Lietuva in brief - 2011-11-03

  • 2011-11-03

Lithuania’s central-government budget deficit narrowed to 3.3 percent of estimated gross domestic product through the first nine months this year, reports LETA. The shortfall, calculated on a cash basis, was 5.3 percent of GDP in the same period of 2010, the Vilnius-based Finance Ministry said. Prime Minister Andrius Kubilius’ government aims to narrow the fiscal deficit, which includes funds from the central government, local governments and social security, to 5.3 percent of GDP this year from 7 percent last year.  Government debt was 33.7 percent of estimated GDP at the end of September, the ministry said.

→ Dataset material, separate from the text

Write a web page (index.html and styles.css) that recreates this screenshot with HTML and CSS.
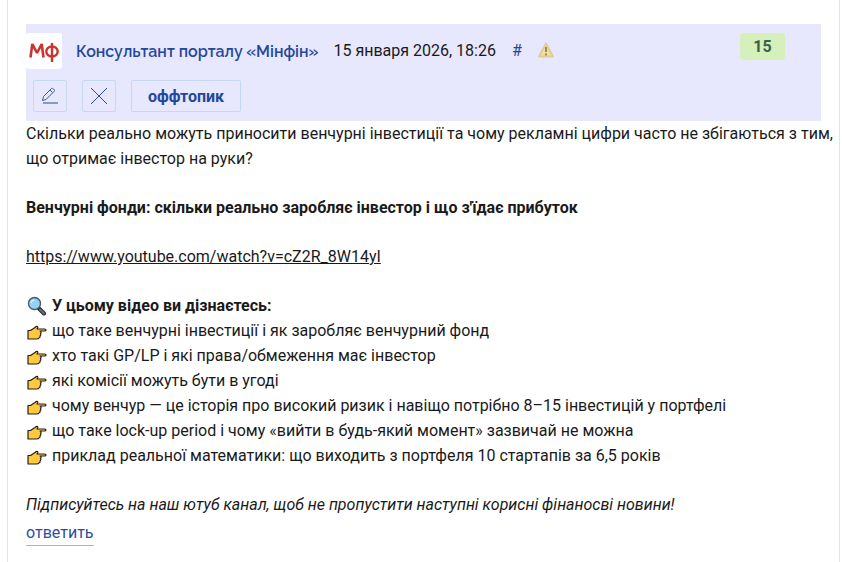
FILE: index.html
```html
<!DOCTYPE html>
<html lang="uk">
<head>
<meta charset="utf-8">
<meta name="viewport" content="width=device-width, initial-scale=1">
<title>Консультант порталу «Мінфін»</title>
<link rel="stylesheet" href="styles.css">
</head>
<body>
<svg class="sprite" aria-hidden="true">
  <symbol id="hand" viewBox="0 0 20 16">
    <path d="M1 5.500H3.500L8 2.500Q9.500 1 10.500 1.500Q11.500 2.500 10 4H17.500Q19 4 19 5Q19 6 17.500 6H13Q15 7 13.500 8.500Q14.500 10 13 11Q13.500 12.500 12 13Q11.500 14 9.500 14H1Z" fill="#ffc83d" stroke="#231f20" stroke-width="1.200" stroke-linejoin="round"/>
  </symbol>
</svg>
<main class="card">
  <article class="comment">
    <header class="head">
      <div class="meta">
        <svg class="avatar" viewBox="0 0 36 36" role="img" aria-label="Мінфін">
          <rect width="36" height="36" rx="3" fill="#fff"/>
          <path d="M4.500 24.500L6.300 11L11 20L15.700 11L17.500 24.500" fill="none" stroke="#cb3430" stroke-width="2.600" stroke-linejoin="bevel"/>
          <ellipse cx="26" cy="18.500" rx="5.700" ry="5" fill="none" stroke="#cb3430" stroke-width="2.400"/>
          <path d="M26 10V29" stroke="#cb3430" stroke-width="2.400"/>
        </svg>
        <a class="author" href="#">Консультант порталу «Мінфін»</a>
        <time class="date" datetime="2026-01-15T18:26">15 января 2026, 18:26</time>
        <a class="anchor" href="#">#</a>
        <button class="report" type="button" aria-label="Пожаловаться">
          <svg viewBox="0 0 16 16" width="16" height="16">
            <path d="M8 1.500L15 14.500H1Z" fill="#f2df9c" stroke="#dfcd94" stroke-width="2" stroke-linejoin="round"/>
            <path d="M8 5V10M8 11.500V13.500" stroke="#938d70" stroke-width="2"/>
          </svg>
        </button>
        <span class="score">15</span>
      </div>
      <div class="actions">
        <button class="btn icon" type="button" aria-label="Редактировать">
          <svg viewBox="0 0 18 18" width="18" height="18" fill="none" stroke="#3c57a5">
            <path d="M1.500 13.500L2.500 9.500L10.500 1.500Q11.500 1 12.500 2L13 2.500Q14 3.500 13 4.500L5 12.500ZM9 3L11.500 5.500"/>
            <path d="M2 16H17" stroke="#8798cb" stroke-width="2"/>
          </svg>
        </button>
        <button class="btn icon" type="button" aria-label="Удалить">
          <svg viewBox="0 0 18 18" width="18" height="18" fill="none" stroke="#2d4a9c"><path d="M1 1L17 17M17 1L1 17"/></svg>
        </button>
        <button class="btn offtop" type="button">оффтопик</button>
      </div>
    </header>
    <div class="text">
      <p>Скільки реально можуть приносити венчурні інвестиції та чому рекламні цифри часто не збігаються з тим, що отримає інвестор на руки?</p>
      <p><strong>Венчурні фонди: скільки реально заробляє інвестор і що з'їдає прибуток</strong></p>
      <p><a class="video" href="#">https://www.youtube.com/watch?v=cZ2R_8W14yI</a></p>
      <div>
        <p class="row"><svg class="emoji" viewBox="0 0 20 20">
          <path d="M11.500 12L17 17.500" stroke="#25292b" stroke-width="4" stroke-linecap="round"/>
          <path d="M13 13.500L17 17.500" stroke="#697077" stroke-width="2" stroke-linecap="round"/>
          <circle cx="7.500" cy="7.500" r="6" fill="#92d3f5" stroke="#4c5962" stroke-width="1.400"/>
          <path d="M4 7Q4.500 4.500 7 4" fill="none" stroke="#d8f1fd" stroke-width="1.500"/>
        </svg><strong>У цьому відео ви дізнаєтесь:</strong></p>
        <ul class="list">
          <li class="row"><svg class="emoji hand"><use href="#hand"/></svg>що таке венчурні інвестиції і як заробляє венчурний фонд</li>
          <li class="row"><svg class="emoji hand"><use href="#hand"/></svg>хто такі GP/LP і які права/обмеження має інвестор</li>
          <li class="row"><svg class="emoji hand"><use href="#hand"/></svg>які комісії можуть бути в угоді</li>
          <li class="row"><svg class="emoji hand"><use href="#hand"/></svg>чому венчур — це історія про високий ризик і навіщо потрібно 8–15 інвестицій у портфелі</li>
          <li class="row"><svg class="emoji hand"><use href="#hand"/></svg>що таке lock-up period і чому «вийти в будь-який момент» зазвичай не можна</li>
          <li class="row"><svg class="emoji hand"><use href="#hand"/></svg>приклад реальної математики: що виходить з портфеля 10 стартапів за 6,5 років</li>
        </ul>
      </div>
      <p><em>Підписуйтесь на наш ютуб канал, щоб не пропустити наступні корисні фінаносві новини!</em></p>
    </div>
    <a class="reply" href="#">ответить</a>
  </article>
</main>
</body>
</html>
```

FILE: styles.css
```css
* {
  box-sizing: border-box;
}

body {
  margin: 0;
  background: #fff;
  color: #1a1a1a;
  font: 16px/25px Roboto, "Liberation Sans", sans-serif;
}

.sprite {
  position: absolute;
  width: 0;
  height: 0;
}

.card {
  min-height: 100vh;
  margin: 0 2px 0 7px;
  padding: 24px 2px 16px 18px;
  border: solid #e3e3e6;
  border-width: 0 1px;
}

.head {
  margin-right: 16px;
  padding: 9px 0;
  background: #e7e7fe;
}

.meta {
  display: flex;
  align-items: center;
  padding-right: 36px;
}

.avatar {
  width: 36px;
  height: 36px;
  margin-right: 14px;
}

.author {
  margin-right: 15px;
  color: #244899;
  font-family: Raleway, Inter, Roboto, sans-serif;
  font-weight: 600;
  text-decoration: none;
}

.date,
.anchor,
.report {
  margin-bottom: 2px;
}

.anchor {
  margin-right: 16px;
  margin-left: 16px;
  color: #244899;
  text-decoration: none;
}

.report {
  display: flex;
  padding: 0;
  border: 0;
  background: none;
}

.score {
  align-self: flex-start;
  width: 45px;
  height: 27px;
  margin-left: auto;
  border-radius: 4px;
  background: #d6f0bb;
  color: #37634b;
  font-weight: 700;
  line-height: 28px;
  text-align: center;
}

.actions {
  display: flex;
  gap: 15px;
  padding: 11px 0 0 7px;
}

.btn {
  display: flex;
  align-items: center;
  justify-content: center;
  height: 32px;
  padding: 0 16px;
  border: 1px solid #c5d8f4;
  border-radius: 2px;
  background: none;
  color: #244899;
  font: inherit;
  font-weight: 700;
}

.icon {
  width: 34px;
  padding: 0;
}

.text {
  display: flex;
  flex-direction: column;
  gap: 24px;
}

.text p {
  margin: 0;
}

.video {
  color: inherit;
}

.list {
  margin: 0;
  padding: 0;
  list-style: none;
}

.row {
  display: flex;
  align-items: center;
}

.emoji {
  flex: none;
  width: 20px;
  height: 20px;
  margin: 0 5px 0 1px;
}

.hand {
  height: 16px;
  margin-top: 4px;
}

.reply {
  display: inline-block;
  margin-top: 3px;
  border-bottom: 1px solid #a3b3d9;
  color: #2d4da0;
  text-decoration: none;
}
```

OSCE participating state governments and other key actors must challenge intolerant public discourse against Muslims, while preserving freedom of expression, concluded participants at an OSCE high-level meeting held in Vienna on Oct. 28, reports ELTA.  The conference, organized by Lithuania’s 2011 OSCE Chairmanship and the OSCE Office for Democratic Institutions and Human Rights (ODIHR), gathered some 150 participants, including media professionals, civil society representatives and political representatives from across the OSCE area. “It is possible to overcome intolerance and discrimination only when all key actors engage and pool their efforts,” said Evaldas Ignatavicius, Lithuanian Deputy Foreign Minister in his opening address to the conference participants. “The promotion of hatred, hostility and bigotry against certain groups based on their ethnic, national, religious or other characteristics runs counter to the core values of the OSCE community,” said the OSCE Secretary General Lamberto Zannier, adding that this transnational phenomenon requires collective and cooperative international and regional responses. The event is the third and final in a series of high level meetings coorganized by the OSCE Office for Democratic Institutions and Human Rights (ODIHR) and the Lithuanian OSCE Chairmanship. A conference in Prague held in March was devoted to anti-Semitism in public discourse, while the Rome Conference in September 2011 addressed hate crimes against Christians.